Clause 3(b) of Section 79:

  • Clause 3(b) of Section 79 states that intermediaries lose their immunity from liability, if they fail to remove or disable access to content that has been flagged as illegal or unlawful, after receiving actual knowledge from the government or a court order.
  • The key phrase here is "expeditiously remove or disable access to material used to commit an unlawful act, upon receiving actual knowledge from the government or a court order."
  • The government is interpreting this clause as giving it the authority to issue content takedown orders, even though the IT Act has a separate provision (Section 69A) specifically meant for blocking online content.
  • However, X Corp argues that Section 79(3)(b) does not grant direct censorship powers to the government, unlike Section 69A, which has specific legal safeguards.
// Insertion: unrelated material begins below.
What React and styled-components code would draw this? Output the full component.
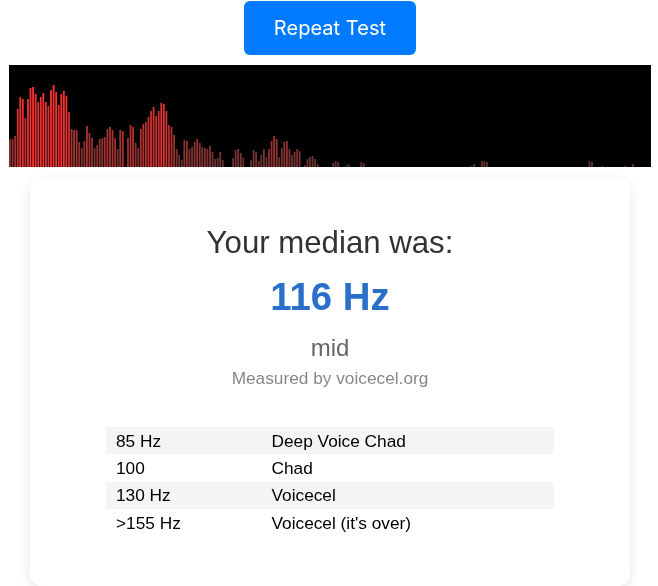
import React from "react";
import styled, { createGlobalStyle } from "styled-components";

const GlobalStyle = createGlobalStyle`
  html, body {
    margin: 0;
    padding: 0;
    background: #fff;
    overflow: hidden;
  }
`;

/** styled components */
const Page = styled.div`
  width: 660px;
  height: 586px;
  font-family: "Liberation Sans", Arial, sans-serif;
  overflow: hidden;
  will-change: transform;
`;

const Top = styled.div`
  display: flex;
  justify-content: center;
  padding-top: 1px;
`;

const Button = styled.button`
  width: 172px;
  height: 54px;
  border: none;
  border-radius: 6px;
  background-color: #007bff;
  color: white;
  font-family: Inter, sans-serif;
  font-size: 20px;
  letter-spacing: 0.04px;
  cursor: pointer;
`;

const Wave = styled.svg`
  display: block;
  width: 642px;
  height: 102px;
  margin: 10px auto 0;
  background: #000;
`;

const Bars = styled.g`
  filter: blur(0.35px);
`;

const Card = styled.div`
  width: 600px;
  height: 408px;
  box-sizing: border-box;
  margin: 11px auto 0;
  padding: 46px 76px 0;
  border-radius: 12px;
  background: #fff;
  box-shadow: 0 4px 12px rgba(0, 0, 0, 0.1);
  text-align: center;
`;

const Title = styled.div`
  font-size: 31.2px;
  line-height: 37px;
  color: #333;
`;

const Value = styled.div`
  margin-top: 14px;
  font-size: 38.4px;
  line-height: 44px;
  font-weight: bold;
  color: #2a6fc9;
`;

const Label = styled.div`
  margin-top: 15px;
  font-size: 24px;
  line-height: 28px;
  color: #666;
`;

const Note = styled.div`
  margin-top: 6px;
  font-size: 17.28px;
  line-height: 20px;
  color: #888;
`;

const Table = styled.div`
  margin-top: 39px;
  text-align: left;
`;

const Row = styled.div`
  display: grid;
  grid-template-columns: 155.5px 1fr;
  height: 27.3px;
  padding-left: 10px;
  padding-top: 1px;
  box-sizing: border-box;
  align-items: center;
  font-size: 17.28px;
  color: #000;
  background-color: ${(p) => (p.$shaded ? "#f4f4f4" : "transparent")};
`;

const BAR_PERIOD = 2.564;
const BAR_WIDTH = 1.8;

// bar heights read off the spectrum, low bins first
const head = [
  28, 28, 31, 58, 70, 68, 49, 68, 79, 80, 73, 65, 70, 74, 65, 61, 77, 82, 75,
  62, 73, 76, 71, 55, 38, 37, 37, 25, 19, 26, 41, 34, 29, 19, 22, 28, 29, 30,
  38, 40, 37, 29, 18, 37, 36, 0, 29, 42, 40, 24, 19, 38, 43, 45, 50, 56, 60,
  51, 56, 64, 63, 56, 42, 40, 32, 18, 12, 7, 27, 26, 18, 20, 25, 28, 24, 20,
  19, 18, 21, 15, 8, 9, 15, 7, 0, 0, 0, 9, 17, 18, 14, 9, 0, 0, 7, 17, 15, 6,
  12, 18, 10, 18, 26, 31, 28, 10, 19, 25, 26, 18, 12, 15, 18, 16, 0, 2, 8, 10,
  11, 8, 3,
];

const tail = {
  126: 4, 127: 6, 128: 5, 131: 1, 132: 3, 137: 5, 138: 4, 180: 1, 181: 3,
  184: 6, 185: 6, 186: 5, 226: 6, 227: 5, 231: 1, 240: 1, 243: 3,
};

const bars = head.map((h, i) => [i, h]).concat(
  Object.entries(tail).map(([i, h]) => [Number(i), h])
);

const barColor = (h) => `rgb(${Math.min(255, 85 + h * 2.2)}, 50, 50)`;

const Spectrum = () => (
  <Wave viewBox="0 0 642 102">
    <Bars>
      {bars.map(([i, h]) => (
        <rect
          key={i}
          x={0.1 + i * BAR_PERIOD}
          y={102 - h}
          width={BAR_WIDTH}
          height={h}
          fill={barColor(h)}
        />
      ))}
    </Bars>
  </Wave>
);

const RANGES = [
  ["85 Hz", "Deep Voice Chad"],
  ["100", "Chad"],
  ["130 Hz", "Voicecel"],
  [">155 Hz", "Voicecel (it's over)"],
];

/** App */
const App = () => (
  <Page>
    <GlobalStyle />
    <Top>
      <Button>Repeat Test</Button>
    </Top>
    <Spectrum />
    <Card>
      <Title>Your median was:</Title>
      <Value>116 Hz</Value>
      <Label>mid</Label>
      <Note>Measured by voicecel.org</Note>
      <Table>
        {RANGES.map(([hz, name], i) => (
          <Row key={hz} $shaded={i % 2 === 0}>
            <span>{hz}</span>
            <span>{name}</span>
          </Row>
        ))}
      </Table>
    </Card>
  </Page>
);

export default App;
(ii) Problems with Sahyog Portal:

  • The Sahyog Portal, managed by the Ministry of Home Affairs (MHA), allows state police and government departments to directly issue takedown requests.
  • However, X Corp argues that:
    • The portal creates a parallel censorship system that circumvents Section 69A’s safeguards.
    • Thousands of government officials can issue takedown requests without transparency or oversight. This violates due process and enables arbitrary censorship.
  • The government has been pressuring social media platforms to integrate with Sahyog, particularly for reporting Child Sexual Abuse Material (CSAM) to local authorities.
  • X Corp has challenged the government’s demand to appoint a Nodal Officer for Sahyog compliance, arguing that the mandate lacks legal validity.

About ‘Sahyog’ Portal: 

  • It is an online portal developed to automate the process of sending notices to intermediaries by the Appropriate Government or its agency under IT Act, 2000, to facilitate the removal or disabling of access to any information, data or communication link being used to commit an unlawful act. 
  • It will bring together all Authorised Agencies of the country and all the intermediaries on one platform for ensuring immediate action against the unlawful online information. This portal will help achieve a clean cyber space for the Citizens of India.

What is X Corp Seeking?

X Corp’s petition seeks judicial intervention to-

  • Declare that Section 79(3)(b) does not authorise content blocking: The section is intended as a liability exemption for intermediaries, not a tool for government censorship.
  • Invalidate all takedown orders issued under Section 79(3)(b): These orders lack the procedural safeguards mandated by Section 69A and the Shreya Singhal ruling.
  • Restrict enforcement of Sahyog Portal orders: Until the court reaches a final decision, orders issued through Sahyog should not be enforced.
  • Reaffirm Section 69A as the sole legal framework for content blocking: Ensuring that government actions comply with established judicial precedents.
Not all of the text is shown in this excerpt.